Start of INFORMATION PROVIDED

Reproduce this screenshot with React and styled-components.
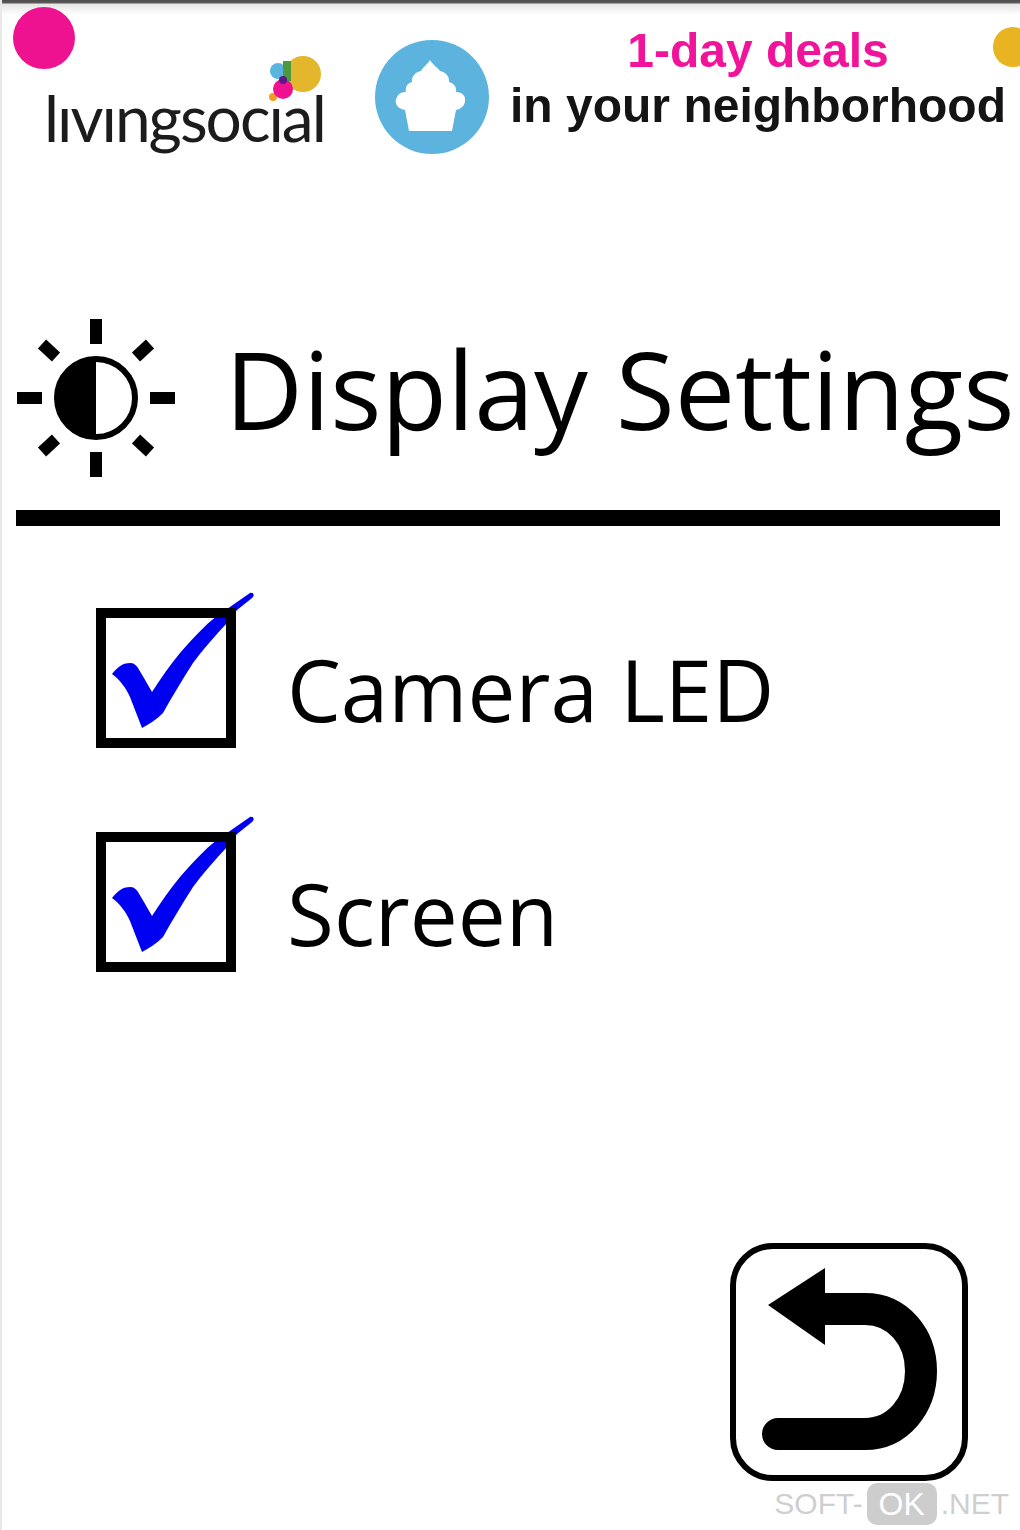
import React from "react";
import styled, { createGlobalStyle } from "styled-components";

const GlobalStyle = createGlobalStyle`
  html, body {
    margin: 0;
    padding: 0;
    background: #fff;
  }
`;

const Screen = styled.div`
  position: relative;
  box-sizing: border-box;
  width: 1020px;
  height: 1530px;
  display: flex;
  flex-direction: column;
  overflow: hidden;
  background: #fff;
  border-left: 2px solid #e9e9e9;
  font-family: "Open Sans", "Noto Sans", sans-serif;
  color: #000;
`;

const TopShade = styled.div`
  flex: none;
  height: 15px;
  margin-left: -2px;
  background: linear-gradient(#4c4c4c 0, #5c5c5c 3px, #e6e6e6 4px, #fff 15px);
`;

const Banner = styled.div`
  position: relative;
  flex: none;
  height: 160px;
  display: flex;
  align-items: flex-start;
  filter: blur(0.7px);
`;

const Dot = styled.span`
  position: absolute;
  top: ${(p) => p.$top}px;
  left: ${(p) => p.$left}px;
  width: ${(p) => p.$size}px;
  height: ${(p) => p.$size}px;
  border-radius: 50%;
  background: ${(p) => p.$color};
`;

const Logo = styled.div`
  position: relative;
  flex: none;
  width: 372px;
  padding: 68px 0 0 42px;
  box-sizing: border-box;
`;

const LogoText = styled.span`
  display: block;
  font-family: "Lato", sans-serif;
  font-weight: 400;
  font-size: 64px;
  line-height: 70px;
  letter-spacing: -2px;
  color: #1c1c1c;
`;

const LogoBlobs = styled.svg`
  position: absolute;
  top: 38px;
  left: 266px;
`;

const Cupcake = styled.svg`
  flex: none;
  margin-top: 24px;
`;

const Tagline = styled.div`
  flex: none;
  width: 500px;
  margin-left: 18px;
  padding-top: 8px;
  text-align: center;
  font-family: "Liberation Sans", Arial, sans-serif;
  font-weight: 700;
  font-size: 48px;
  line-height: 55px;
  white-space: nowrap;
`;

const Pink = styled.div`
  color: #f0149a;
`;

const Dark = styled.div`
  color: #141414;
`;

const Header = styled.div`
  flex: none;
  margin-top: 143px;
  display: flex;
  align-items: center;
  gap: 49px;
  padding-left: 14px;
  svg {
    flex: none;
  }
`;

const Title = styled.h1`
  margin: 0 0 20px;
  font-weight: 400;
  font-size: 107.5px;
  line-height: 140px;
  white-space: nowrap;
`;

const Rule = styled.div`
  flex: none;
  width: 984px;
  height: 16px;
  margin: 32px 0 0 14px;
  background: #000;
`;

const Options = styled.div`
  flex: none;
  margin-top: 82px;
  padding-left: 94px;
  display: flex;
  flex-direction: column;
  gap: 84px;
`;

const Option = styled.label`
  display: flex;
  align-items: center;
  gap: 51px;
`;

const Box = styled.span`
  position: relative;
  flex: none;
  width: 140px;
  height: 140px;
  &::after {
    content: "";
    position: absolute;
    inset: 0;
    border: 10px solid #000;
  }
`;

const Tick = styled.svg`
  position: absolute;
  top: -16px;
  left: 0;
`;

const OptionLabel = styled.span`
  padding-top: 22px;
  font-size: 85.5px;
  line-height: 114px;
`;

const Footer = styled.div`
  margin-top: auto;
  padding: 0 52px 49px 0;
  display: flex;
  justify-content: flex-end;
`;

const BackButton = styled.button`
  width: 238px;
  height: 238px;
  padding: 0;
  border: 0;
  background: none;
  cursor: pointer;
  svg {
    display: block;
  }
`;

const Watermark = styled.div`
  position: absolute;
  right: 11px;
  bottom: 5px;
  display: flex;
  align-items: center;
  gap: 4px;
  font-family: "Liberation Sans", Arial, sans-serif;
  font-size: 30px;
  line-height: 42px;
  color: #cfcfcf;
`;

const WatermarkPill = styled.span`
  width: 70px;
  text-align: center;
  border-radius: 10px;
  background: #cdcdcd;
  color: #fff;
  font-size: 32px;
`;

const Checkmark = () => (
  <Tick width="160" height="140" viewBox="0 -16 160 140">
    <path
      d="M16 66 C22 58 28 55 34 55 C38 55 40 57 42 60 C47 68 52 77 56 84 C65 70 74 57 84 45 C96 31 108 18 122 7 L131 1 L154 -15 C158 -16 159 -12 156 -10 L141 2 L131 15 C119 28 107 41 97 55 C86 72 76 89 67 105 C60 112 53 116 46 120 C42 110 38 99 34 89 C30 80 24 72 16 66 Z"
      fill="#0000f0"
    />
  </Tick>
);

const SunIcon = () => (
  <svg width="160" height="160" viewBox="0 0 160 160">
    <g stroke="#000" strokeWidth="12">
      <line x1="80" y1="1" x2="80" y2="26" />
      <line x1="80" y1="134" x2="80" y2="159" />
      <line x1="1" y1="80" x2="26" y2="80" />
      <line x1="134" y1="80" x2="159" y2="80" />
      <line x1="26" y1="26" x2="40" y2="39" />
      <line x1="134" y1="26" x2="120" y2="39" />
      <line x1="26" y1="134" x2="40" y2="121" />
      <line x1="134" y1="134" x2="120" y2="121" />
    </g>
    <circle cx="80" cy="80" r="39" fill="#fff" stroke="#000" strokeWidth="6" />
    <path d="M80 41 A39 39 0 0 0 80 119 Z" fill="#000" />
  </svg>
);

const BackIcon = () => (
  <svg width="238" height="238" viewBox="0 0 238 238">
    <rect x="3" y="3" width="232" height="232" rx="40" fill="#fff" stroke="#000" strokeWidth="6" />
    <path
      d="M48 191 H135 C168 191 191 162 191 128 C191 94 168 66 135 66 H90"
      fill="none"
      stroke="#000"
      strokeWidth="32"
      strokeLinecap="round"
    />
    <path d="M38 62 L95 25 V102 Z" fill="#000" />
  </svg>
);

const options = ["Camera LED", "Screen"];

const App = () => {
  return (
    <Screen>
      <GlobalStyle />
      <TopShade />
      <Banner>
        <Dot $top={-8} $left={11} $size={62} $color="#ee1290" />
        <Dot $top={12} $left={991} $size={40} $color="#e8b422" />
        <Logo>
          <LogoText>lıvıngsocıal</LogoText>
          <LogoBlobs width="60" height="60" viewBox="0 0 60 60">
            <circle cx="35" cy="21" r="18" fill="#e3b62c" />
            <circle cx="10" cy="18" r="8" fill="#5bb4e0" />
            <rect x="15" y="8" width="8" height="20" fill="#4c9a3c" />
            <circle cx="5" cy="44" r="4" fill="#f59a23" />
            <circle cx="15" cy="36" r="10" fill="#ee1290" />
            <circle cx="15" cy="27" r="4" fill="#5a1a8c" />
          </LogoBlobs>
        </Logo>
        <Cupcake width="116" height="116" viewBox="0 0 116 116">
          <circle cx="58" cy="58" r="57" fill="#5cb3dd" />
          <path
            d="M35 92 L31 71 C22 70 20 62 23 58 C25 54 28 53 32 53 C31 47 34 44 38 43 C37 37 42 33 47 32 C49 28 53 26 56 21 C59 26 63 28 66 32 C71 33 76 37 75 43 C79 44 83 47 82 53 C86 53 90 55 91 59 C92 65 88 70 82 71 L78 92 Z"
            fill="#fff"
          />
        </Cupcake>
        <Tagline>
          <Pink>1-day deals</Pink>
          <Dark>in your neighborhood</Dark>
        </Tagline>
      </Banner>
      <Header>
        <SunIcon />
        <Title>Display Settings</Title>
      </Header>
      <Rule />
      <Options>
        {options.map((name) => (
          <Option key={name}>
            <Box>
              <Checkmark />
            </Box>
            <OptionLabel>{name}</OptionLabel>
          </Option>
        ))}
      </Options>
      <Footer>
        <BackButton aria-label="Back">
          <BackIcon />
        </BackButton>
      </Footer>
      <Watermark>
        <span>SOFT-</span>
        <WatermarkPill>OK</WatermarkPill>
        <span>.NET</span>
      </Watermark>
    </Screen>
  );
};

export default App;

End of INFORMATION PROVIDED

Every line is to be duplicated exactly, though pictures stay out.

Reproduce this screenshot with React and styled-components.
import React from "react";
import styled, { createGlobalStyle } from "styled-components";

const GlobalStyle = createGlobalStyle`
  html, body {
    margin: 0;
    padding: 0;
    background: #fff;
  }
`;

const Screen = styled.div`
  position: relative;
  box-sizing: border-box;
  width: 1020px;
  height: 1530px;
  display: flex;
  flex-direction: column;
  overflow: hidden;
  background: #fff;
  border-left: 2px solid #e9e9e9;
  font-family: "Open Sans", "Noto Sans", sans-serif;
  color: #000;
`;

const TopShade = styled.div`
  flex: none;
  height: 15px;
  margin-left: -2px;
  background: linear-gradient(#4c4c4c 0, #5c5c5c 3px, #e6e6e6 4px, #fff 15px);
`;

const Banner = styled.div`
  position: relative;
  flex: none;
  height: 160px;
  display: flex;
  align-items: flex-start;
  filter: blur(0.7px);
`;

const Dot = styled.span`
  position: absolute;
  top: ${(p) => p.$top}px;
  left: ${(p) => p.$left}px;
  width: ${(p) => p.$size}px;
  height: ${(p) => p.$size}px;
  border-radius: 50%;
  background: ${(p) => p.$color};
`;

const Logo = styled.div`
  position: relative;
  flex: none;
  width: 372px;
  padding: 68px 0 0 42px;
  box-sizing: border-box;
`;

const LogoText = styled.span`
  display: block;
  font-family: "Lato", sans-serif;
  font-weight: 400;
  font-size: 64px;
  line-height: 70px;
  letter-spacing: -2px;
  color: #1c1c1c;
`;

const LogoBlobs = styled.svg`
  position: absolute;
  top: 38px;
  left: 266px;
`;

const Cupcake = styled.svg`
  flex: none;
  margin-top: 24px;
`;

const Tagline = styled.div`
  flex: none;
  width: 500px;
  margin-left: 18px;
  padding-top: 8px;
  text-align: center;
  font-family: "Liberation Sans", Arial, sans-serif;
  font-weight: 700;
  font-size: 48px;
  line-height: 55px;
  white-space: nowrap;
`;

const Pink = styled.div`
  color: #f0149a;
`;

const Dark = styled.div`
  color: #141414;
`;

const Header = styled.div`
  flex: none;
  margin-top: 143px;
  display: flex;
  align-items: center;
  gap: 49px;
  padding-left: 14px;
  svg {
    flex: none;
  }
`;

const Title = styled.h1`
  margin: 0 0 20px;
  font-weight: 400;
  font-size: 107.5px;
  line-height: 140px;
  white-space: nowrap;
`;

const Rule = styled.div`
  flex: none;
  width: 984px;
  height: 16px;
  margin: 32px 0 0 14px;
  background: #000;
`;

const Options = styled.div`
  flex: none;
  margin-top: 82px;
  padding-left: 94px;
  display: flex;
  flex-direction: column;
  gap: 84px;
`;

const Option = styled.label`
  display: flex;
  align-items: center;
  gap: 51px;
`;

const Box = styled.span`
  position: relative;
  flex: none;
  width: 140px;
  height: 140px;
  &::after {
    content: "";
    position: absolute;
    inset: 0;
    border: 10px solid #000;
  }
`;

const Tick = styled.svg`
  position: absolute;
  top: -16px;
  left: 0;
`;

const OptionLabel = styled.span`
  padding-top: 22px;
  font-size: 85.5px;
  line-height: 114px;
`;

const Footer = styled.div`
  margin-top: auto;
  padding: 0 52px 49px 0;
  display: flex;
  justify-content: flex-end;
`;

const BackButton = styled.button`
  width: 238px;
  height: 238px;
  padding: 0;
  border: 0;
  background: none;
  cursor: pointer;
  svg {
    display: block;
  }
`;

const Watermark = styled.div`
  position: absolute;
  right: 11px;
  bottom: 5px;
  display: flex;
  align-items: center;
  gap: 4px;
  font-family: "Liberation Sans", Arial, sans-serif;
  font-size: 30px;
  line-height: 42px;
  color: #cfcfcf;
`;

const WatermarkPill = styled.span`
  width: 70px;
  text-align: center;
  border-radius: 10px;
  background: #cdcdcd;
  color: #fff;
  font-size: 32px;
`;

const Checkmark = () => (
  <Tick width="160" height="140" viewBox="0 -16 160 140">
    <path
      d="M16 66 C22 58 28 55 34 55 C38 55 40 57 42 60 C47 68 52 77 56 84 C65 70 74 57 84 45 C96 31 108 18 122 7 L131 1 L154 -15 C158 -16 159 -12 156 -10 L141 2 L131 15 C119 28 107 41 97 55 C86 72 76 89 67 105 C60 112 53 116 46 120 C42 110 38 99 34 89 C30 80 24 72 16 66 Z"
      fill="#0000f0"
    />
  </Tick>
);

const SunIcon = () => (
  <svg width="160" height="160" viewBox="0 0 160 160">
    <g stroke="#000" strokeWidth="12">
      <line x1="80" y1="1" x2="80" y2="26" />
      <line x1="80" y1="134" x2="80" y2="159" />
      <line x1="1" y1="80" x2="26" y2="80" />
      <line x1="134" y1="80" x2="159" y2="80" />
      <line x1="26" y1="26" x2="40" y2="39" />
      <line x1="134" y1="26" x2="120" y2="39" />
      <line x1="26" y1="134" x2="40" y2="121" />
      <line x1="134" y1="134" x2="120" y2="121" />
    </g>
    <circle cx="80" cy="80" r="39" fill="#fff" stroke="#000" strokeWidth="6" />
    <path d="M80 41 A39 39 0 0 0 80 119 Z" fill="#000" />
  </svg>
);

const BackIcon = () => (
  <svg width="238" height="238" viewBox="0 0 238 238">
    <rect x="3" y="3" width="232" height="232" rx="40" fill="#fff" stroke="#000" strokeWidth="6" />
    <path
      d="M48 191 H135 C168 191 191 162 191 128 C191 94 168 66 135 66 H90"
      fill="none"
      stroke="#000"
      strokeWidth="32"
      strokeLinecap="round"
    />
    <path d="M38 62 L95 25 V102 Z" fill="#000" />
  </svg>
);

const options = ["Camera LED", "Screen"];

const App = () => {
  return (
    <Screen>
      <GlobalStyle />
      <TopShade />
      <Banner>
        <Dot $top={-8} $left={11} $size={62} $color="#ee1290" />
        <Dot $top={12} $left={991} $size={40} $color="#e8b422" />
        <Logo>
          <LogoText>lıvıngsocıal</LogoText>
          <LogoBlobs width="60" height="60" viewBox="0 0 60 60">
            <circle cx="35" cy="21" r="18" fill="#e3b62c" />
            <circle cx="10" cy="18" r="8" fill="#5bb4e0" />
            <rect x="15" y="8" width="8" height="20" fill="#4c9a3c" />
            <circle cx="5" cy="44" r="4" fill="#f59a23" />
            <circle cx="15" cy="36" r="10" fill="#ee1290" />
            <circle cx="15" cy="27" r="4" fill="#5a1a8c" />
          </LogoBlobs>
        </Logo>
        <Cupcake width="116" height="116" viewBox="0 0 116 116">
          <circle cx="58" cy="58" r="57" fill="#5cb3dd" />
          <path
            d="M35 92 L31 71 C22 70 20 62 23 58 C25 54 28 53 32 53 C31 47 34 44 38 43 C37 37 42 33 47 32 C49 28 53 26 56 21 C59 26 63 28 66 32 C71 33 76 37 75 43 C79 44 83 47 82 53 C86 53 90 55 91 59 C92 65 88 70 82 71 L78 92 Z"
            fill="#fff"
          />
        </Cupcake>
        <Tagline>
          <Pink>1-day deals</Pink>
          <Dark>in your neighborhood</Dark>
        </Tagline>
      </Banner>
      <Header>
        <SunIcon />
        <Title>Display Settings</Title>
      </Header>
      <Rule />
      <Options>
        {options.map((name) => (
          <Option key={name}>
            <Box>
              <Checkmark />
            </Box>
            <OptionLabel>{name}</OptionLabel>
          </Option>
        ))}
      </Options>
      <Footer>
        <BackButton aria-label="Back">
          <BackIcon />
        </BackButton>
      </Footer>
      <Watermark>
        <span>SOFT-</span>
        <WatermarkPill>OK</WatermarkPill>
        <span>.NET</span>
      </Watermark>
    </Screen>
  );
};

export default App;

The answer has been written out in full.